Lordstown plans to manufacture electric pickup trucks for the commercial fleet market at its 6.2 million square foot plant in Lordstown, Ohio. Its flagship vehicle, the Endurance, is being touted at the world’s first full-size, all-electric commercial pickup truck. Production of the first units is expected to begin in late September.
Next month the company will host Lordstown Week at its sprawling 785-acre headquarters. The five-day dog and pony show will feature presentations, tours, and test drives for investors, analysts, and other invitees. It’ll be interesting to hear analysts’ takeaways from these events. Whether positive or negative, one thing is for sure—that will be an active week in the stock.
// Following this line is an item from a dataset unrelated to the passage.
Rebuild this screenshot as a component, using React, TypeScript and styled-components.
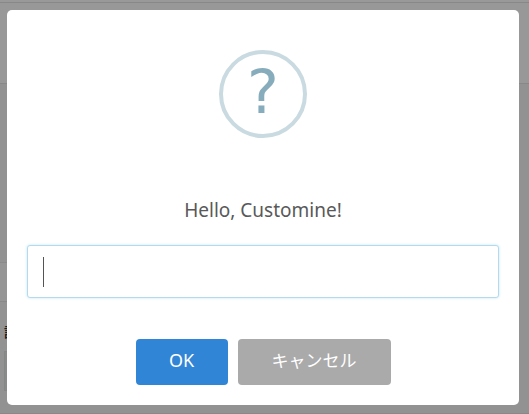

Longer-term, Lordstown’s main catalyst is its ability to make inroads in an increasingly competitive EV market. The company is going head-to-head with a growing list of auto manufacturers such as Ford that are entering the space. It does have an advantage in its early entrance to the commercial pickup truck market. There will no doubt be rising demand for these types of vehicles as the world accelerates its move towards EVs of all kinds.
Of course, Lordstown has its share of risks. Despite all the fanfare, it is still very much an unproven company. Will customers flock to the Endurance as they have to Tesla’s vehicles? Can costs at the massive manufacturing plant be kept in check and efficiencies gained?
Until we start seeing some revenue on the books and indications of customer interest, Lordstown will remain a shot in the dark. Investors willing to take that risk could be rewarded handsomely. The less speculative among us may prefer to wait until management delivers on this show-me story.
At less than $9 a share, Lordstown Motors may be worth taking for a spin.